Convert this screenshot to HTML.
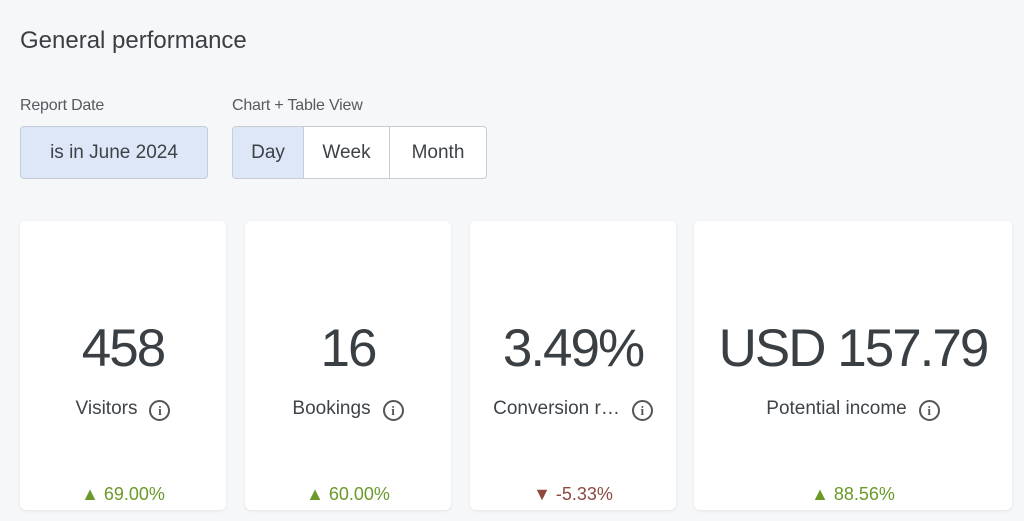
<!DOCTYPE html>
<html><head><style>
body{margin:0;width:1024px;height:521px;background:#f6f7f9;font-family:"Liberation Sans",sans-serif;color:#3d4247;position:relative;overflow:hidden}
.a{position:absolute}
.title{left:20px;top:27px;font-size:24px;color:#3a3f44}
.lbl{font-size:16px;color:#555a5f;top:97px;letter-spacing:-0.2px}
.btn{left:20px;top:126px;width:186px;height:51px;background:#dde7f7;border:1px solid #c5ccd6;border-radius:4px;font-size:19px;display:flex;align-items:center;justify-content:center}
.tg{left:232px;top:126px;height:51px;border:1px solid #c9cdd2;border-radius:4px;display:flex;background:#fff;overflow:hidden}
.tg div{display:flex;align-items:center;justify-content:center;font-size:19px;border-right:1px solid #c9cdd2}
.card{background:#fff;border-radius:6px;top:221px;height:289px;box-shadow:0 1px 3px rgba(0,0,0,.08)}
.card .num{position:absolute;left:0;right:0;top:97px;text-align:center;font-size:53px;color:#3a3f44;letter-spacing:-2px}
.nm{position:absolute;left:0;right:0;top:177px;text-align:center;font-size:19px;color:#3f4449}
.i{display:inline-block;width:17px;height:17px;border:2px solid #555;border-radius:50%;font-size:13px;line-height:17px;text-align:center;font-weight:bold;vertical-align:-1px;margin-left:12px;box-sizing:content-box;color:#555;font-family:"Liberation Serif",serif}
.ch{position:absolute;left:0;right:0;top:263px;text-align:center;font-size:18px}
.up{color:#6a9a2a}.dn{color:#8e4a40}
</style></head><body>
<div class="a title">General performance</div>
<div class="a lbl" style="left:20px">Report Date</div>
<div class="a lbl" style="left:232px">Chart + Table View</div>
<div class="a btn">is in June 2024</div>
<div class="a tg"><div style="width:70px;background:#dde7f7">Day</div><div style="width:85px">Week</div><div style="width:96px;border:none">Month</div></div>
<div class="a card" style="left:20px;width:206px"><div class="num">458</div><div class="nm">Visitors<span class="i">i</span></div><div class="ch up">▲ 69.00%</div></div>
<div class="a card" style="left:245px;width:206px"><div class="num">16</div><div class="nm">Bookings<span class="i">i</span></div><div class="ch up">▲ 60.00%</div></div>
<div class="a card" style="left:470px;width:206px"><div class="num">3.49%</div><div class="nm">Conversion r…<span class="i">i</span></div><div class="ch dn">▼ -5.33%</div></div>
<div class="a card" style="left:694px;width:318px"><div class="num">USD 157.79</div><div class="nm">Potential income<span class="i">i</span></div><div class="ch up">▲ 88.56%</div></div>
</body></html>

- - - - - - -

== SET PROBLEM ==
Without the images, write out each line of the data verbatim.

== RESULT OF THE TASK ==
Convert this screenshot to HTML.
<!DOCTYPE html>
<html><head><style>
body{margin:0;width:1024px;height:521px;background:#f6f7f9;font-family:"Liberation Sans",sans-serif;color:#3d4247;position:relative;overflow:hidden}
.a{position:absolute}
.title{left:20px;top:27px;font-size:24px;color:#3a3f44}
.lbl{font-size:16px;color:#555a5f;top:97px;letter-spacing:-0.2px}
.btn{left:20px;top:126px;width:186px;height:51px;background:#dde7f7;border:1px solid #c5ccd6;border-radius:4px;font-size:19px;display:flex;align-items:center;justify-content:center}
.tg{left:232px;top:126px;height:51px;border:1px solid #c9cdd2;border-radius:4px;display:flex;background:#fff;overflow:hidden}
.tg div{display:flex;align-items:center;justify-content:center;font-size:19px;border-right:1px solid #c9cdd2}
.card{background:#fff;border-radius:6px;top:221px;height:289px;box-shadow:0 1px 3px rgba(0,0,0,.08)}
.card .num{position:absolute;left:0;right:0;top:97px;text-align:center;font-size:53px;color:#3a3f44;letter-spacing:-2px}
.nm{position:absolute;left:0;right:0;top:177px;text-align:center;font-size:19px;color:#3f4449}
.i{display:inline-block;width:17px;height:17px;border:2px solid #555;border-radius:50%;font-size:13px;line-height:17px;text-align:center;font-weight:bold;vertical-align:-1px;margin-left:12px;box-sizing:content-box;color:#555;font-family:"Liberation Serif",serif}
.ch{position:absolute;left:0;right:0;top:263px;text-align:center;font-size:18px}
.up{color:#6a9a2a}.dn{color:#8e4a40}
</style></head><body>
<div class="a title">General performance</div>
<div class="a lbl" style="left:20px">Report Date</div>
<div class="a lbl" style="left:232px">Chart + Table View</div>
<div class="a btn">is in June 2024</div>
<div class="a tg"><div style="width:70px;background:#dde7f7">Day</div><div style="width:85px">Week</div><div style="width:96px;border:none">Month</div></div>
<div class="a card" style="left:20px;width:206px"><div class="num">458</div><div class="nm">Visitors<span class="i">i</span></div><div class="ch up">▲ 69.00%</div></div>
<div class="a card" style="left:245px;width:206px"><div class="num">16</div><div class="nm">Bookings<span class="i">i</span></div><div class="ch up">▲ 60.00%</div></div>
<div class="a card" style="left:470px;width:206px"><div class="num">3.49%</div><div class="nm">Conversion r…<span class="i">i</span></div><div class="ch dn">▼ -5.33%</div></div>
<div class="a card" style="left:694px;width:318px"><div class="num">USD 157.79</div><div class="nm">Potential income<span class="i">i</span></div><div class="ch up">▲ 88.56%</div></div>
</body></html>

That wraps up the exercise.